Investment in Technology
This year, Wingstop is planning to double down on its technological efforts as it continues its journey toward “digitizing every transaction.”
The chain is starting a five-year investment strategy centered around three main facets: globalizing the U.S. digital platform to ensure success for the international business, modernizing and building a business intelligence platform, and elevating and advancing the end-to-end customer experience.
In 2021 alone, Wingstop will invest more than $10 million in capital to establish the foundation of the strategy.
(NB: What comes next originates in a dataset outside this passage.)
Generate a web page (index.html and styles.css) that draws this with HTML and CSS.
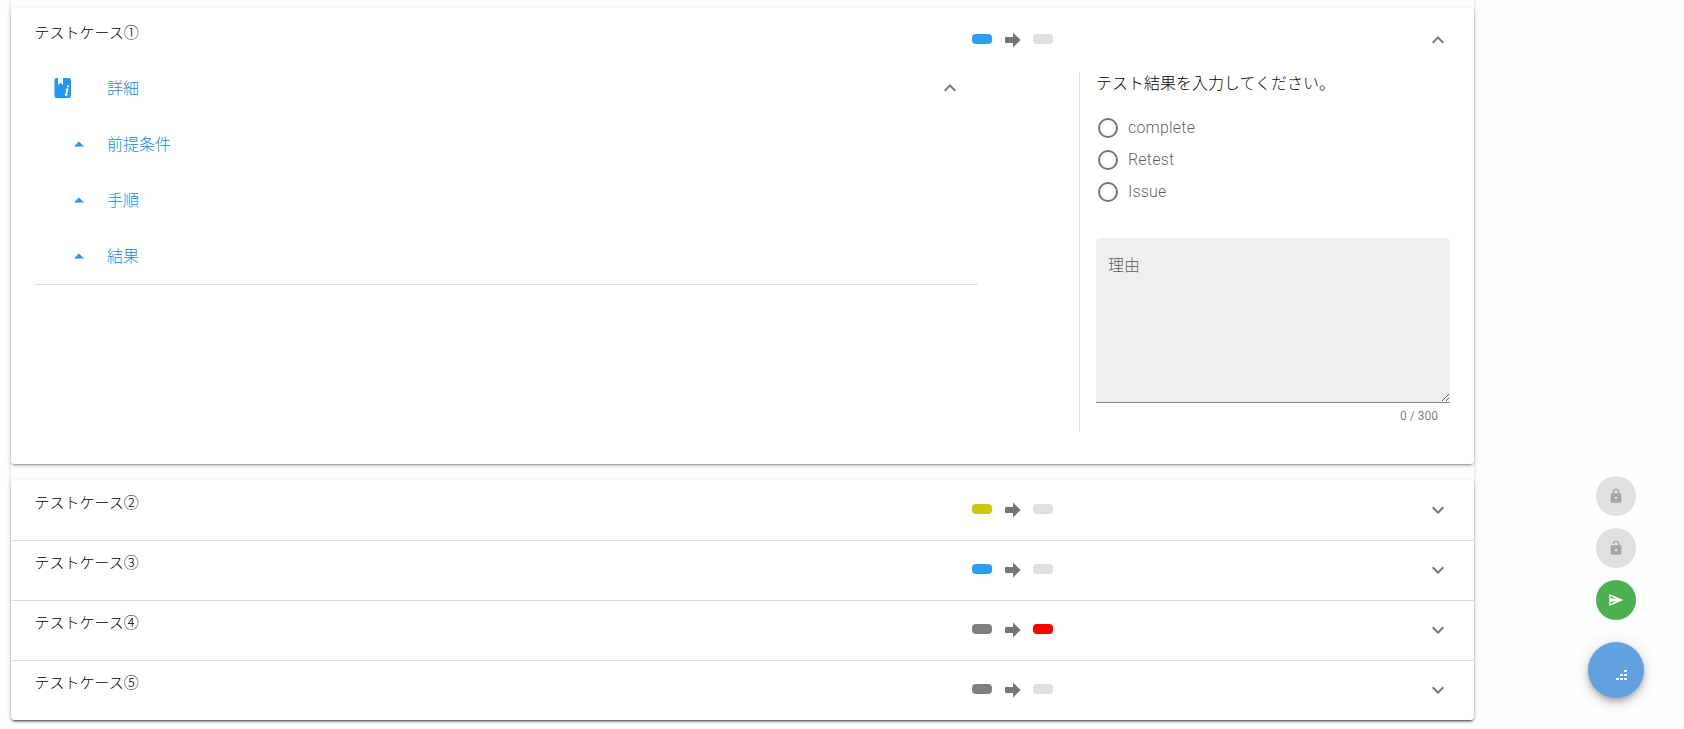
FILE: index.html
```html
<!DOCTYPE html>
<html lang="ja">
<head>
<meta charset="utf-8">
<title>テストケース</title>
<link rel="stylesheet" href="styles.css">
</head>
<body>
<svg width="0" height="0" class="sprite">
  <symbol id="arrow" viewBox="0 0 16 16"><path d="M0 5h8V.4L15.600 8 8 15.400V11H0z"/></symbol>
  <symbol id="down" viewBox="0 0 24 24"><path d="M7.410 8.580 12 13.170l4.590-4.590L18 10l-6 6-6-6z"/></symbol>
  <symbol id="up" viewBox="0 0 24 24"><path d="M7.410 15.410 12 10.830l4.590 4.580L18 14l-6-6-6 6z"/></symbol>
  <symbol id="tri" viewBox="0 0 24 24"><path d="m7 14.500 5-5 5 5z"/></symbol>
</svg>
<main class="page">
  <section class="panels">
    <article class="panel open">
      <header class="row"><h2>テストケース①</h2>
        <div class="status"><i class="chip blue"></i><svg class="arrow"><use href="#arrow"/></svg><i class="chip"></i></div>
        <svg class="toggle"><use href="#up"/></svg></header>
      <div class="body">
        <ul class="tree">
          <li class="root"><svg class="book" viewBox="0 0 24 24"><path fill-rule="evenodd" d="M5.500 2H7v7l2.600-2.200L12 9V2h6a2 2 0 0 1 2 2v16a2 2 0 0 1-2 2H5.500a2 2 0 0 1-2-2V4a2 2 0 0 1 2-2z"/><g class="info"><circle cx="17" cy="10.300" r="1.100"/><path d="M14.300 13.200c1.100-.8 2.200-1.200 2.800-1 .5.200.3 1 .1 1.700l-1.300 4.600c0 .4.500.2 1.300-.3l.2.400c-1 1.100-2.300 1.700-3 1.400-.6-.2-.5-.9-.2-1.800l1.200-4.300c.1-.6-.4-.4-.9-.1z"/></g></svg><span>詳細</span><svg class="fold"><use href="#up"/></svg></li>
          <li><svg class="tri"><use href="#tri"/></svg><span>前提条件</span></li>
          <li><svg class="tri"><use href="#tri"/></svg><span>手順</span></li>
          <li><svg class="tri"><use href="#tri"/></svg><span>結果</span></li>
        </ul>
        <form class="result">
          <p class="prompt">テスト結果を入力してください。</p>
          <label><input type="radio" name="result">complete</label>
          <label><input type="radio" name="result">Retest</label>
          <label><input type="radio" name="result">Issue</label>
          <textarea placeholder="理由"></textarea>
          <div class="counter">0 / 300</div>
        </form>
      </div>
    </article>
    <div class="group">
      <article class="row"><h2>テストケース②</h2><div class="status"><i class="chip yellow"></i><svg class="arrow"><use href="#arrow"/></svg><i class="chip"></i></div><svg class="toggle"><use href="#down"/></svg></article>
      <article class="row"><h2>テストケース③</h2><div class="status"><i class="chip blue"></i><svg class="arrow"><use href="#arrow"/></svg><i class="chip"></i></div><svg class="toggle"><use href="#down"/></svg></article>
      <article class="row"><h2>テストケース④</h2><div class="status"><i class="chip gray"></i><svg class="arrow"><use href="#arrow"/></svg><i class="chip red"></i></div><svg class="toggle"><use href="#down"/></svg></article>
      <article class="row"><h2>テストケース⑤</h2><div class="status"><i class="chip gray"></i><svg class="arrow"><use href="#arrow"/></svg><i class="chip"></i></div><svg class="toggle"><use href="#down"/></svg></article>
    </div>
  </section>
  <aside class="actions">
    <button class="fab" disabled><svg viewBox="0 0 24 24"><path d="M12 17a2 2 0 0 0 2-2c0-1.110-.9-2-2-2a2 2 0 0 0-2 2 2 2 0 0 0 2 2m6-9a2 2 0 0 1 2 2v10a2 2 0 0 1-2 2H6a2 2 0 0 1-2-2V10c0-1.110.9-2 2-2h1V6a5 5 0 0 1 10 0v2zm-6-5a3 3 0 0 0-3 3v2h6V6a3 3 0 0 0-3-3"/></svg></button>
    <button class="fab" disabled><svg viewBox="0 0 24 24"><path fill-rule="evenodd" d="M18 8h-1V6A5 5 0 0 0 7 6h2a3 3 0 0 1 6 0v2H6a2 2 0 0 0-2 2v10a2 2 0 0 0 2 2h12a2 2 0 0 0 2-2V10a2 2 0 0 0-2-2m-6 5a2 2 0 1 1 0 4 2 2 0 0 1 0-4"/></svg></button>
    <button class="fab send"><svg viewBox="0 0 24 24"><path fill-rule="evenodd" d="M2 3v18l21-9zm2 3 8.500 4L4 9zm0 9 8.500-1L4 18z"/></svg></button>
    <button class="fab main"><svg viewBox="0 0 12 10"><path d="M9 0h3v2H9zM5 4h3v2H5zM9 4h3v2H9zM1 8h3v2H1zM5 8h3v2H5zM9 8h3v2H9z"/></svg></button>
  </aside>
</main>
</body>
</html>
```
FILE: styles.css
```css
* { box-sizing: border-box; }
body { margin: 0; height: 729px; overflow: hidden; background: #fefefe; color: #000; font: 16px/24px Roboto, "Noto Sans CJK JP", sans-serif; }
.sprite { position: absolute; }
.page { display: flex; justify-content: space-between; height: 729px; padding: 0 40px 0 11px; }
.panels { width: 1463px; height: 730px; margin-top: -10px; padding-top: 18px; border-radius: 4px; box-shadow: 0 3px 1px -2px rgba(0,0,0,.2), 0 2px 2px rgba(0,0,0,.14), 0 1px 5px rgba(0,0,0,.12); }
.panel, .group { background: #fff; border-radius: 4px; box-shadow: 0 3px 1px -2px rgba(0,0,0,.2), 0 2px 2px rgba(0,0,0,.14), 0 1px 5px rgba(0,0,0,.12); }
.panel { height: 456px; margin-bottom: 16px; }
.row { display: grid; grid-template-columns: 937px 1fr 24px; height: 60px; padding: 0 24px; }
.group .row + .row { border-top: 1px solid #dcdcdc; }
h2 { margin: 0; font-size: 15px; font-weight: 300; line-height: 20px; padding-top: 15px; text-indent: -.5px; }
.group h2 { padding-top: 13px; }
.group .row + .row h2 { padding-top: 12px; }
.status { display: flex; padding-top: 26px; }
.group .status { padding-top: 24px; }
.group .row + .row .status { padding-top: 23px; }
.chip { width: 20px; height: 10px; border-radius: 4px; background: #e0e0e0; }
.chip.blue { background: #2a9ff1; }
.chip.yellow { background: #ccc80a; }
.chip.gray { background: #808080; }
.chip.red { background: #f00; }
.arrow { width: 16px; height: 16px; margin: -2px 12px 0 13px; fill: #757575; }
.toggle { width: 24px; height: 24px; margin-top: 20px; fill: #757575; }
.group .toggle { margin-top: 18px; }
.group .row + .row .toggle { margin-top: 17px; }
.body { display: flex; justify-content: space-between; padding: 0 24px; margin-top: -8px; }
.tree { list-style: none; width: 943px; height: 225px; margin: 0; padding: 0; border-bottom: 1px solid #dcdcdc; color: #0f8af0; }
.tree li { display: flex; align-items: center; height: 56px; padding-left: 32px; }
.tree li.root { padding: 0 16px; }
.tree svg { width: 24px; height: 24px; fill: #2196f3; }
.tree li .tri { margin-right: 16px; }
.tree li span { font-weight: 300; padding-top: 1px; }
.tree .book { margin-right: 32px; }
.tree .info { fill: #fff; }
.tree li .fold { margin-left: auto; fill: #757575; }
.result { width: 371px; height: 360px; margin-top: 12px; padding: 0 0 0 16px; border-left: 1px solid #e0e0e0; }
.prompt { margin: 0 0 29px; height: 11px; line-height: 24px; font-weight: 300; }
.result label { display: flex; align-items: center; gap: 10px; height: 32px; padding-left: 2px; color: rgba(0,0,0,.65); font-weight: 300; letter-spacing: .2px; }
.result input { appearance: none; width: 20px; height: 20px; margin: 0; border: 2px solid #757575; border-radius: 50%; }
.result textarea { display: block; width: 354px; height: 165px; margin-top: 30px; padding: 16px 12px; border: 0; border-bottom: 1px solid #8a8a8a; border-radius: 4px 4px 0 0; background: #efefef; font: 300 16px/24px Roboto, "Noto Sans CJK JP", sans-serif; resize: vertical; }
.result textarea::placeholder { color: rgba(0,0,0,.66); }
.counter { padding: 7px 12px 0; text-align: right; font-size: 12px; line-height: 12px; color: rgba(0,0,0,.54); }
.actions { display: flex; flex-direction: column; align-items: center; gap: 12px; width: 56px; padding-top: 476px; }
.fab { display: grid; place-items: center; width: 40px; height: 40px; padding: 0; border: 0; border-radius: 50%; background: #e0e0e0; flex: none; }
.fab svg { width: 16px; height: 16px; fill: #a6a6a6; }
.fab.send { background: #4caf50; }
.fab.send svg { fill: #fff; }
.fab.main { width: 56px; height: 56px; margin-top: 10px; background: #62a1e0; box-shadow: 0 3px 5px -1px rgba(0,0,0,.2), 0 6px 10px rgba(0,0,0,.14), 0 1px 18px rgba(0,0,0,.12); }
.fab.main svg { width: 12px; height: 10px; fill: #fff; margin: 10px 0 0 10px; }
```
“Now is not a time to rest on our laurels, but instead we must invest,” Morrison said. “We believe the brands that have gone before us regret not making such an investment and realize how hard it is to unwind multiple platforms all over the world after the fact. We’re at another inflection point in our business and believe this critical investment will protect our leading digital position well into the future.”
READ MORE: How Wingstop Became a 'Category of One'
Wingstop will launch this strategy from an outstanding starting point. In Q1 digital mixed more than 63 percent, compared to 43.3 percent last year. The brand’s database, which is filled with more than 20 million users, has been fueled by an influx of new customers. Wingstop is leveraging its CRM platform to engage these users and increase frequency, which led to a 12-month high in customer retention levels in Q1.
More specifically, Wingstop is attaching information to customers so it can understand their preferences and inviting them back more aggressively. The chain’s long-term goal has been to attract heavy quick-service restaurant users—a type of customer that has a higher income and uses quick-service more than Wingstop’s core users.
And the brand is seeing those types of guests in large numbers. Wingstop would like these customers to visit again within a 90-day period, and hopefully turn them into a heavier Wingstop user at five times per quarter. The restaurant also leveraged an advertising surplus in Q1 to target these heavy quick-service users.
“I think we are starting to see, albeit very early, signs that we are seeing some momentum gaining,” Morrison said. “Because we believe if we can get those guests not to just be once-a-quarter, but even more frequently than that, it can have a meaningful impact on our top line performance. So it is a big lever we’re pulling. We’re applying a lot of resources to it, and we have seen the effectiveness of that strategy start to take place during the first and early second quarter.”